The largest component of the tax increases is the two-year suspension of a key tax break for businesses – the net operating loss deduction, which enables them to offset income tax liability with operating losses. However after the two years, businesses will be allowed to write off 100 percent of their losses compared to the 65 percent they can now.
The suspension is expected to save the state $1.2 billion.
Other new sources of money include scrapping tax credits for teachers, increasing penalties for filing late taxes and requiring employers to withhold income taxes on stock options.
But the deal abandons two major tax increase plans put forth by Davis – an increase in the state vehicle license fee back to 1998 levels and an increase on the state excise tax for cigarettes.
The compromise also includes the creation of a bipartisan commission to study possible solutions to the state’s volatile revenue structure. This year’s budget deficit ballooned in part because of the collapse of the high-tech sector and a sagging national economy.
Assemblyman Keith Richman, R-Northridge, acknowledged Saturday that he is one of the four Republicans who plan to vote for the budget deal.
Richman, a first-term lawmaker, said he didn’t think it would hurt him politically to break with Republicans and vote for the budget.
“This is the right budget,” Richman said. “This is a more fiscally prudent budget than the one submitted by the governor.”
One condition of Richman’s support – putting to voters a constitutional amendment steering a gradually increasing percentage of its general budget to schools, highways, parks and water projects starting in 2006 – cleared the Assembly Saturday by a 75-0 vote. It needed to be passed by the Senate before the Assembly budget vote would be taken off call, and that had not happened by 11:15 p.m.

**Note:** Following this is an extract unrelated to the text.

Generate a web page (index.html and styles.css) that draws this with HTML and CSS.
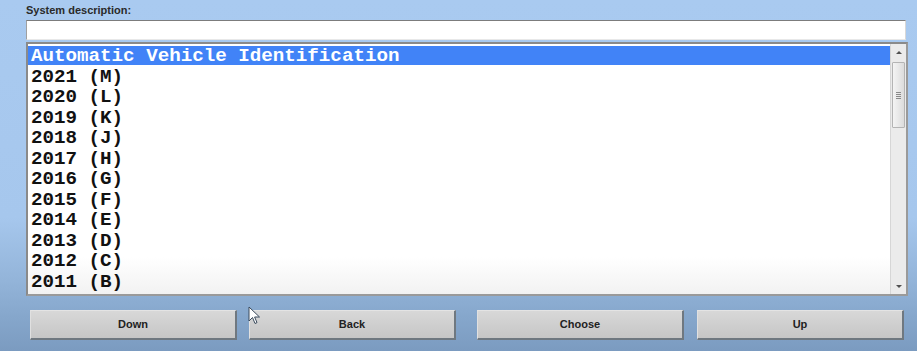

Once approved, the 2002-03 budget will be the latest in recorded California history. Despite the delay, most state workers continued to be paid, although legislative staffers and elected officials have not received paychecks for two months.
College students were unable to secure state grants for tuition and school supplies, vendors who sell food and supplies to state prisons and hospitals were not paid and some state-funded programs for the elderly and disabled went unfunded.